Geopolitical attention was centred on speeches at the United Nations meetings in New York. President Donald Trump sharply criticised global migration, climate policies, and the organisation’s effectiveness. He warned Western nations that “your countries are going to hell,” dismissed climate change as “the greatest con job ever perpetrated on the world,” and urged an end to renewable energy initiatives. Trump also threatened tariffs on Russia if the war in Ukraine persists, opposed recognition of Palestinian statehood, and demanded the release of hostages in Gaza.
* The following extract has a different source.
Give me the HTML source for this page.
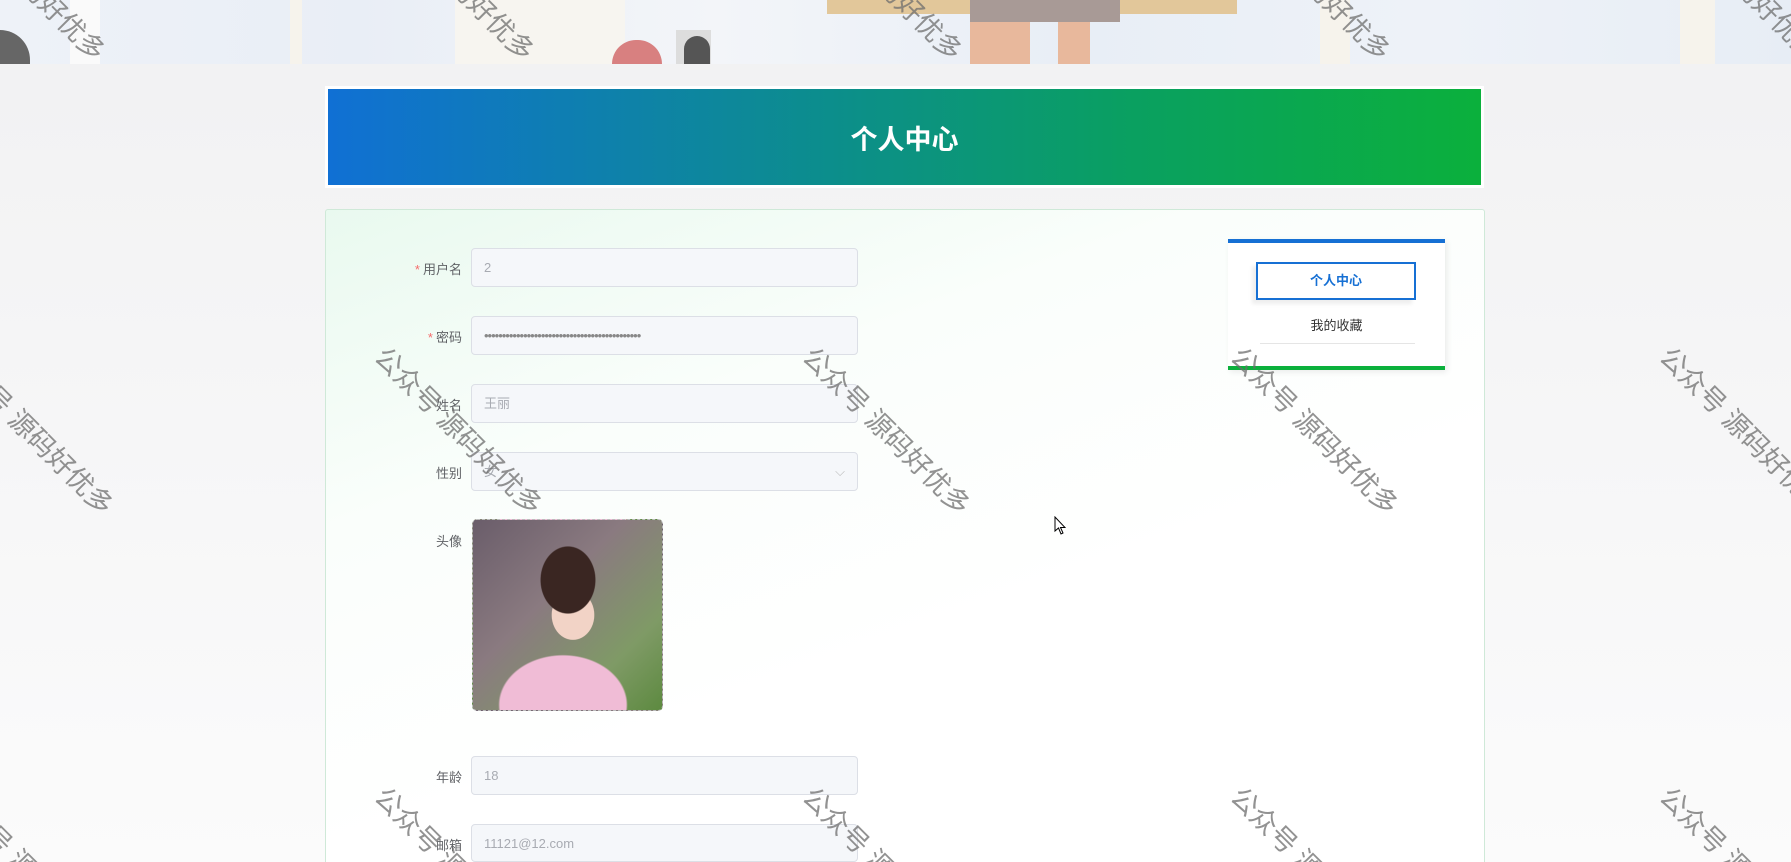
<!DOCTYPE html>
<html><head><meta charset="utf-8"><style>
*{margin:0;padding:0;box-sizing:border-box}
html{width:1791px;height:862px;overflow:hidden}
body{width:1791px;height:862px;overflow:hidden;position:relative;font-family:"Liberation Sans","Noto Sans CJK SC",sans-serif;background:linear-gradient(180deg,#f1f1f2 0%,#f6f6f7 50%,#fbfbfb 100%)}
.clip{position:absolute;left:0;top:0;width:1791px;height:862px;overflow:hidden}
.banner{position:absolute;left:0;top:0;width:1791px;height:64px;background:linear-gradient(90deg,#eef2f8,#e9eef6 20%,#f3f5f9 40%,#e8eef6 60%,#eef2f8 80%,#e7edf5)}
.b1{position:absolute;top:0;height:64px}
.hdr{position:absolute;left:325px;top:86px;width:1159px;height:102px;background:#fff;padding:3px}
.hdr div{width:100%;height:100%;background:linear-gradient(90deg,#1070d4,#0aa060 70%,#0bb03c);color:#fff;font-size:27px;font-weight:bold;display:flex;align-items:center;justify-content:center}
.panel{position:absolute;left:325px;top:209px;width:1160px;height:653px;border:1px solid #cfe9d8;border-bottom:none;border-radius:3px 3px 0 0;background:linear-gradient(160deg,#e9f9ef 0%,#fafefb 30%,#fff 60%,#fff 100%)}
.lbl{position:absolute;width:100px;text-align:right;left:362px;font-size:13px;color:#606266}
.lbl i{color:#f56c6c;font-style:normal;margin-right:3px}
.inp{position:absolute;left:471px;width:387px;height:39px;border:1px solid #dcdfe6;border-radius:4px;background:#f5f7fa;color:#a8abb2;font-size:13px;padding-left:12px;line-height:37px;overflow:hidden}
.wm{position:absolute;font-size:27px;color:rgba(110,110,110,.75);transform:rotate(45deg);white-space:nowrap;transform-origin:center;width:240px;text-align:center}
.side{position:absolute;left:1228px;top:239px;width:217px;height:131px;background:#fff;border-top:4px solid #1670d4;border-bottom:4px solid #0bb03c;box-shadow:2px 2px 6px rgba(0,0,0,.08)}
.btn{position:absolute;left:28px;top:19px;width:160px;height:38px;border:2px solid #1670d4;color:#1670d4;font-size:13px;font-weight:bold;text-align:center;line-height:34px;box-shadow:-4px 4px 4px #eee}
.fav{position:absolute;left:0;width:100%;top:72px;text-align:center;font-size:13px;color:#333}
.line{position:absolute;left:32px;right:30px;top:100px;border-top:1px solid #e5e5e5}
.av{position:absolute;left:472px;top:519px;width:191px;height:192px;border:1px dashed #bbb;border-radius:5px;overflow:hidden;background:radial-gradient(ellipse 45px 55px at 95px 60px,#3a2622 60%,transparent 62%),radial-gradient(ellipse 30px 35px at 100px 95px,#f2d3c6 70%,transparent 72%),radial-gradient(ellipse 90px 70px at 90px 185px,#f0bcd6 70%,transparent 72%),linear-gradient(135deg,#6a5d6a 0%,#8a7a80 40%,#7f9a66 75%,#5d8a40 100%)}
</style></head><body><div class="clip">
<div class="banner">
<div class="b1" style="left:70px;width:30px;background:#fafafa"></div>
<div class="b1" style="left:290px;width:12px;background:#f6f3ec"></div>
<div class="b1" style="left:455px;width:170px;background:#f7f5f0"></div>
<div style="position:absolute;left:612px;top:40px;width:50px;height:24px;border-radius:25px 25px 0 0;background:#d88080"></div>
<div style="position:absolute;left:0;top:30px;width:30px;height:34px;border-radius:0 30px 0 0;background:#666"></div>
<div style="position:absolute;left:676px;top:30px;width:35px;height:34px;background:#ddd"><div style="margin:6px 0 0 8px;width:26px;height:28px;border-radius:13px 13px 0 0;background:#555"></div></div>
<div class="b1" style="left:827px;width:410px;height:14px;background:#e2c79a"></div>
<div class="b1" style="left:960px;width:140px;height:64px;background:linear-gradient(90deg,transparent 0,transparent 10px,#e8b89c 10px,#e8b89c 70px,transparent 70px,transparent 98px,#e8b89c 98px,#e8b89c 130px,transparent 130px)"></div>
<div class="b1" style="left:970px;width:150px;height:22px;background:#a89a96"></div>
<div class="b1" style="left:1320px;width:30px;background:#f6f3ec"></div>
<div class="b1" style="left:1680px;width:35px;background:#f6f3ec"></div>
</div>
<div class="hdr"><div>个人中心</div></div>
<div class="panel"></div>

<div class="lbl" style="top:259px"><i>*</i>用户名</div>
<div class="inp" style="top:248px">2</div>
<div class="lbl" style="top:327px"><i>*</i>密码</div>
<div class="inp" style="top:316px;color:#888;letter-spacing:-1px">••••••••••••••••••••••••••••••••••••••••••••</div>
<div class="lbl" style="top:395px">姓名</div>
<div class="inp" style="top:384px">王丽</div>
<div class="lbl" style="top:463px">性别</div>
<div class="inp" style="top:452px">女<span style="position:absolute;right:12px;top:0;color:#bbb">⌵</span></div>
<div class="lbl" style="top:531px">头像</div>
<div class="av"></div>
<div class="lbl" style="top:767px">年龄</div>
<div class="inp" style="top:756px">18</div>
<div class="lbl" style="top:835px">邮箱</div>
<div class="inp" style="top:824px;height:38px">11121@12.com</div>

<div class="side"><div class="btn">个人中心</div><div class="fav">我的收藏</div><div class="line"></div></div>

<div class="wm" style="left:-97px;top:-44px">公众号 源码好优多</div>
<div class="wm" style="left:332px;top:-44px">公众号 源码好优多</div>
<div class="wm" style="left:760px;top:-44px">公众号 源码好优多</div>
<div class="wm" style="left:1188px;top:-44px">公众号 源码好优多</div>
<div class="wm" style="left:1617px;top:-44px">公众号 源码好优多</div>
<div class="wm" style="left:-89px;top:410px">公众号 源码好优多</div>
<div class="wm" style="left:340px;top:410px">公众号 源码好优多</div>
<div class="wm" style="left:768px;top:410px">公众号 源码好优多</div>
<div class="wm" style="left:1196px;top:410px">公众号 源码好优多</div>
<div class="wm" style="left:1625px;top:410px">公众号 源码好优多</div>
<div class="wm" style="left:-89px;top:850px">公众号 源码好优多</div>
<div class="wm" style="left:340px;top:850px">公众号 源码好优多</div>
<div class="wm" style="left:768px;top:850px">公众号 源码好优多</div>
<div class="wm" style="left:1196px;top:850px">公众号 源码好优多</div>
<div class="wm" style="left:1625px;top:850px">公众号 源码好优多</div>
<svg style="position:absolute;left:1054px;top:516px" width="12" height="19" viewBox="0 0 12 19"><path d="M1 1 L1 15 L4.5 12 L7 18 L9 17 L6.5 11.5 L11 11.5 Z" fill="#fff" stroke="#000" stroke-width="1"/></svg>
</div></body></html>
Prime Minister Anthony Albanese used his address to promote Australia’s bid for a UN Security Council seat, call for urgent climate action, and announce strengthened 2035 emissions targets. He reaffirmed support for a two-state solution, recognised Palestine, and condemned Hamas. Albanese reiterated Australia’s commitment to Ukraine, Indo-Pacific stability, and international rules-based order, while urging cooperation on child safety, antisemitism, and dictatorship.
The PM followed his attendance with meetings at 10 Downing Street with UK Prime Minister Keir Starmer, discussing AUKUS, Ukraine support, and critical minerals cooperation. He then stopped in the Middle East during his return leg to discuss the Australia-UAE CEPA bilateral free trade agreement.
Meanwhile, European diplomats warned Moscow that NATO would respond to further airspace violations, including the possibility of downing aircraft. Secretary General Mark Rutte indicated that members are prepared to escort or, if necessary, take down unauthorised Russian drones or aircraft entering NATO airspace, aligning with calls to take stronger measures if required.
Looking ahead, the RBA is expected to hold the cash rate at 3.6% tomorrow. The new month brings the ISM and labour market updates in the US, with unemployment expected to remain at 4.3% as just +50k jobs are added to the economy. Chinese PMIs are also due out ahead of the national holidays, with updates on inflation and unemployment expected in the eurozone. Members of Congress will attempt to avoid another US government shutdown before the start of October on Wednesday.